De par leur souplesse de conception, les SMR séduisent les entreprises privées et le secteur public, précisément pour les régions où l’accès à l’énergie est difficile. Leur déploiement pourrait servir à alimenter un bassin rural de population et d’industrie, tout comme servir de source énergétique de secours pour les situations d’urgence.
En 2024, plus de 70 projets de construction de petits réacteurs modulaires sont en cours de développement dans le monde (Argentine, Canada, Chine, Corée du Sud, États-Unis et Russie).
Production d’hydrogène, industrie, chauffage urbain
Les applications des réacteurs nucléaires peuvent dépasser le cadre de la production d’électricité. De nombreuses applications sont à l’étude ou en cours d’activité partout dans le monde.
L’accès à l’eau sera un enjeu majeur au cours du XXIe siècle : selon les projections du World Resources Institute pour 2050, 51 pays seraient concernés par le stress hydrique engendré par le manque d’eau potable avec l’accentuation de la raréfaction des ressources liés au problème climatique. L’énergie nucléaire par fission peut trouver une application dans des usines de dessalement de l’eau de mer où la production de chaleur est nécessaire dans le processus de distillation. Des projets de réacteurs avancés sont actuellement en cours de recherche aux États-Unis(2).

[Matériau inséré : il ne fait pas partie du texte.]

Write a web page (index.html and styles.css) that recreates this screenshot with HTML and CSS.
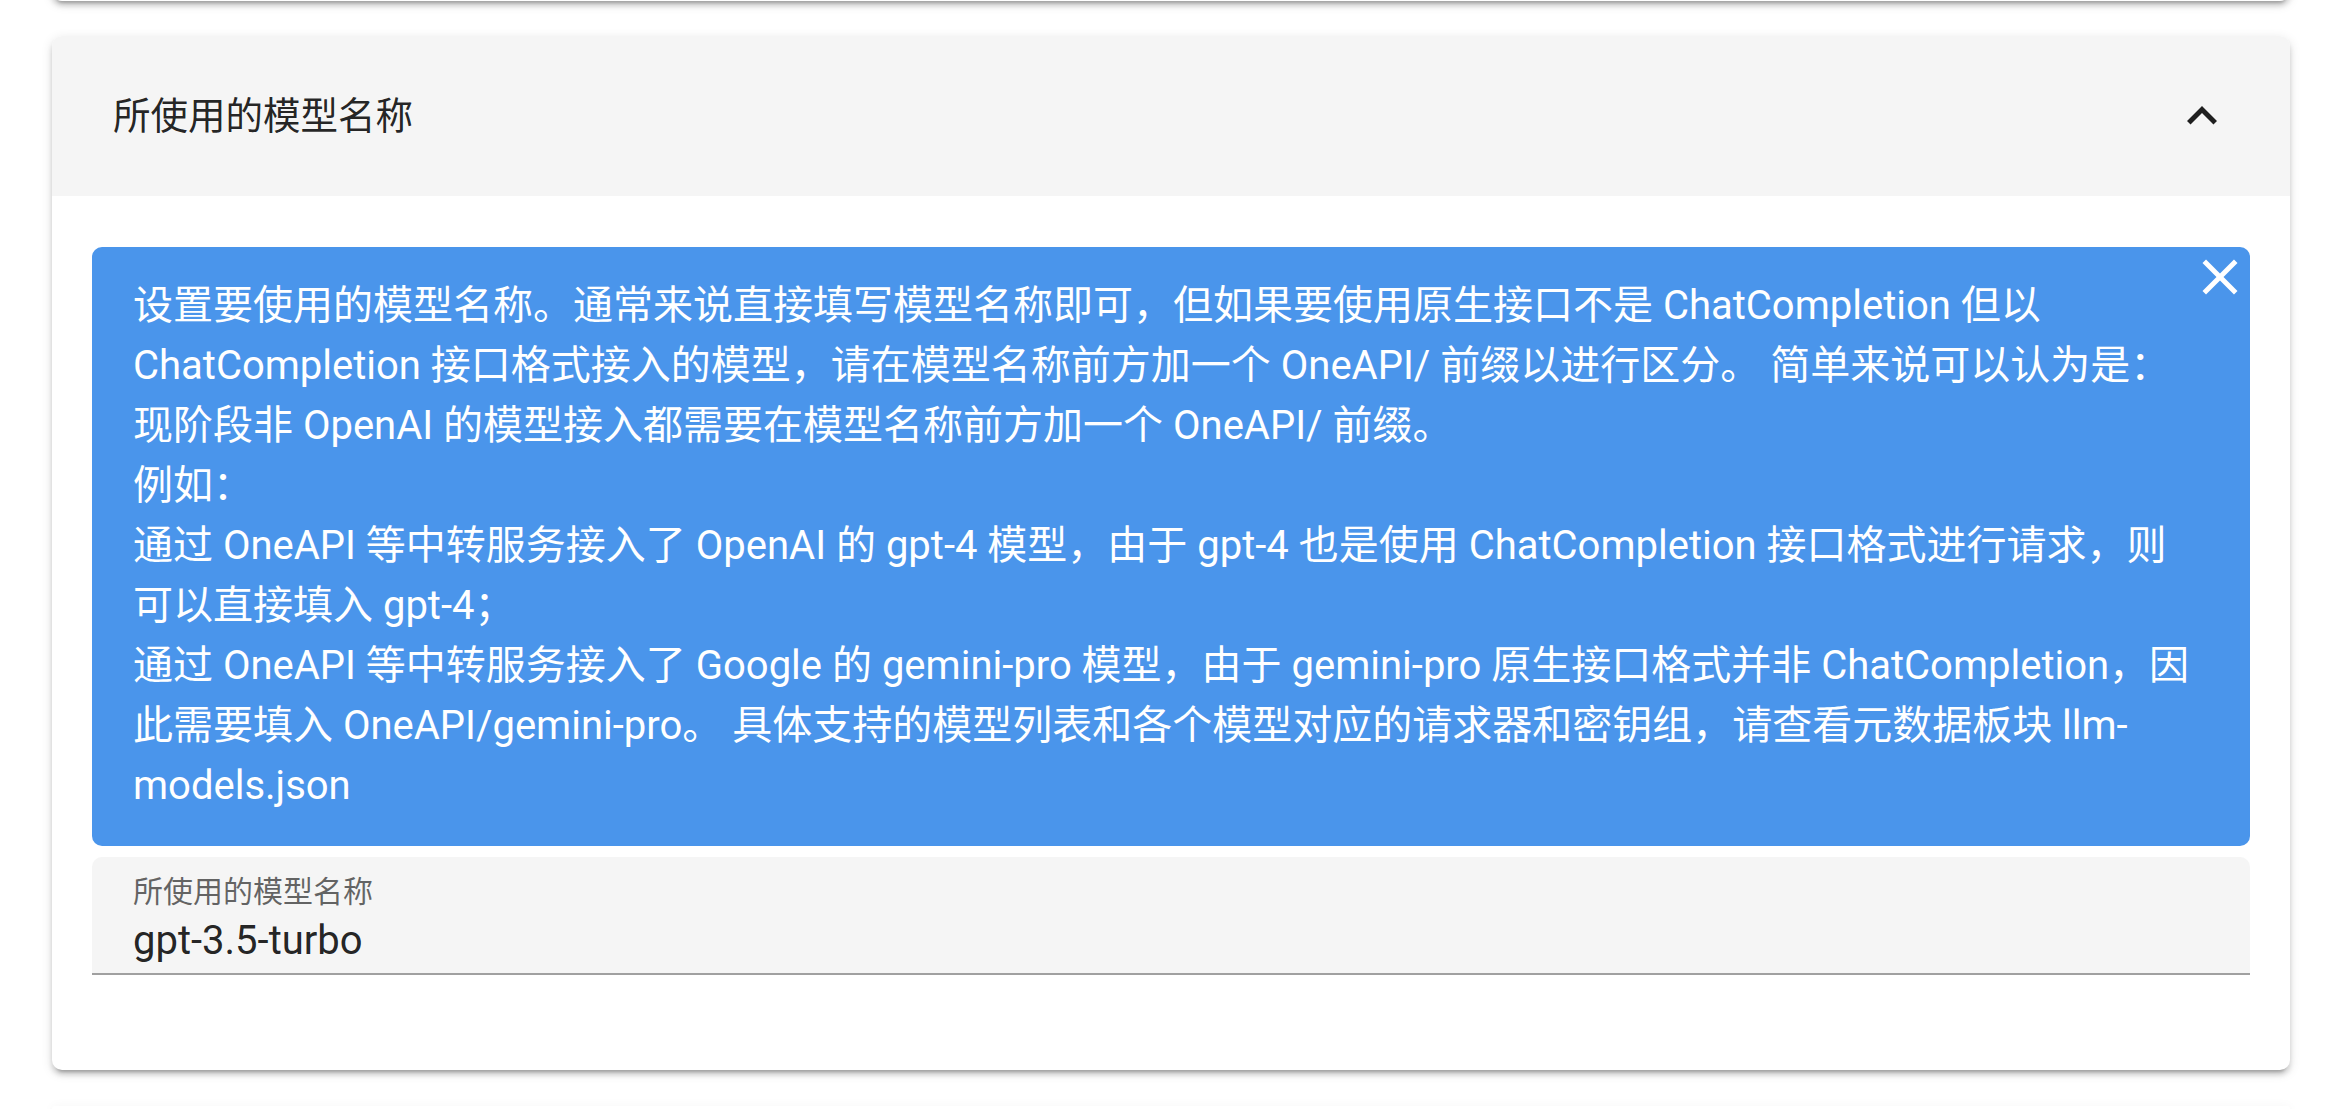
FILE: index.html
```html
<!DOCTYPE html>
<html lang="zh-CN">
<head>
<meta charset="utf-8">
<title>所使用的模型名称</title>
<link rel="stylesheet" href="styles.css">
</head>
<body>
<div class="page">
  <div class="panel panel-prev"></div>

  <section class="panel panel-active">
    <header class="panel-header">
      <span class="panel-title">所使用的模型名称</span>
      <svg class="chevron" viewBox="0 0 24 24" width="60" height="60" aria-hidden="true">
        <path d="M7.41,15.41L12,10.83L16.59,15.41L18,14L12,8L6,14L7.41,15.41Z"/>
      </svg>
    </header>
    <div class="panel-content">
      <div class="alert">
        <p class="alert-text">设置要使用的模型名称。通常来说直接填写模型名称即可，但如果要使用原生接口不是 ChatCompletion 但以<br>ChatCompletion 接口格式接入的模型，请在模型名称前方加一个 OneAPI/ 前缀以进行区分。 简单来说可以认为是：<br>现阶段非 OpenAI 的模型接入都需要在模型名称前方加一个 OneAPI/ 前缀。<br>例如：<br>通过 OneAPI 等中转服务接入了 OpenAI 的 gpt-4 模型，由于 gpt-4 也是使用 ChatCompletion 接口格式进行请求，则<br>可以直接填入 gpt-4；<br>通过 OneAPI 等中转服务接入了 Google 的 gemini-pro 模型，由于 gemini-pro 原生接口格式并非 ChatCompletion，因<br>此需要填入 OneAPI/gemini-pro。 具体支持的模型列表和各个模型对应的请求器和密钥组，请查看元数据板块 llm-<br>models.json</p>
        <button class="alert-close" type="button" aria-label="关闭">
          <svg viewBox="0 0 24 24" width="60" height="60" aria-hidden="true">
            <path d="M19,6.41L17.59,5L12,10.59L6.41,5L5,6.41L10.59,12L5,17.59L6.41,19L12,13.41L17.59,19L19,17.59L13.41,12L19,6.41Z"/>
          </svg>
        </button>
      </div>
      <div class="field">
        <label class="field-label">所使用的模型名称</label>
        <div class="field-value">gpt-3.5-turbo</div>
      </div>
    </div>
  </section>

  <div class="panel panel-next"></div>
</div>
</body>
</html>
```

FILE: styles.css
```css
html, body {
  margin: 0;
  padding: 0;
  background: #ffffff;
}

body {
  font-family: Roboto, "Noto Sans CJK SC", sans-serif;
  color: rgba(0, 0, 0, 0.87);
  overflow: hidden;
}

.page {
  padding: 0 42px 0 52px;
}

.panel {
  background: #ffffff;
  border-radius: 10px;
  box-shadow: 0 7px 3px -5px rgba(0, 0, 0, 0.2),
              0 5px 5px 0 rgba(0, 0, 0, 0.14),
              0 3px 12px 0 rgba(0, 0, 0, 0.12);
}

.panel-prev {
  height: 40px;
  margin-top: -39px;
  border-radius: 0 0 10px 10px;
}

.panel-active {
  margin-top: 35px;
}

.panel-next {
  height: 3px;
  margin-top: 36px;
  border-radius: 10px 10px 0 0;
}

.panel-header {
  height: 160px;
  box-sizing: border-box;
  background: #f5f5f5;
  border-radius: 10px 10px 0 0;
  display: flex;
  align-items: center;
  justify-content: space-between;
  padding: 0 58px 0 61px;
}

.panel-title {
  font-size: 37.5px;
  line-height: 50px;
  color: rgba(0, 0, 0, 0.87);
}

.chevron {
  display: block;
  fill: #1f1f1f;
}

.panel-content {
  padding: 51px 40px 95px;
}

.alert {
  position: relative;
  background: #4a95eb;
  border-radius: 10px;
  padding: 29px 40px 30px 41px;
  color: #ffffff;
}

.alert-text {
  margin: 0;
  font-size: 40px;
  line-height: 60px;
  white-space: nowrap;
}

.alert-close {
  position: absolute;
  top: 0;
  right: 0;
  width: 60px;
  height: 60px;
  padding: 0;
  border: 0;
  background: transparent;
  cursor: pointer;
}

.alert-close svg {
  display: block;
  fill: #ffffff;
}

.field {
  margin-top: 11px;
  background: #f5f5f5;
  border-radius: 10px 10px 0 0;
  border-bottom: 2px solid #a0a0a0;
  padding: 17px 40px 8px 41px;
}

.field-label {
  display: block;
  font-size: 30px;
  line-height: 36px;
  color: rgba(0, 0, 0, 0.6);
}

.field-value {
  margin-top: 7px;
  font-size: 40px;
  line-height: 48px;
  color: rgba(0, 0, 0, 0.87);
}
```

La filière du nucléaire pourrait être utilisée dans des projets de production d’hydrogène dont l’usage est indispensable dans de nombreux secteurs industriels (production d’ammoniac, d’acier ou de carburants synthétiques).
Enfin, une part de la chaleur produite par un réacteur nucléaire est perdue dans l’environnement. Elle pourrait être injectée dans les réseaux de chauffage industriel et urbain.
La régénération dans les réacteurs de 4e génération
Le cycle de vie du combustible uranium dans un réacteur prévoit un remplacement et un recyclage après une durée d’utilisation moyenne de 4 ans. Actuellement, les normes prévoient que l'uranium 235 usé suit une phase de traitement en piscine de refroidissement puis en usine de revalorisation. Toutefois, il peut être recyclé une seule fois pour un nouvel usage. Or, 96 % du combustible nucléaire présente encore des propriétés énergétiques après utilisation.
Les réacteurs à neutrons rapides de 4e génération au stade expérimental auraient potentiellement une fonctionnalité de multi-recyclage du combustible usagé.
À terme, les objectifs seraient d’optimiser le recours aux ressources énergétiques et de production de déchets nucléaires à vie longue.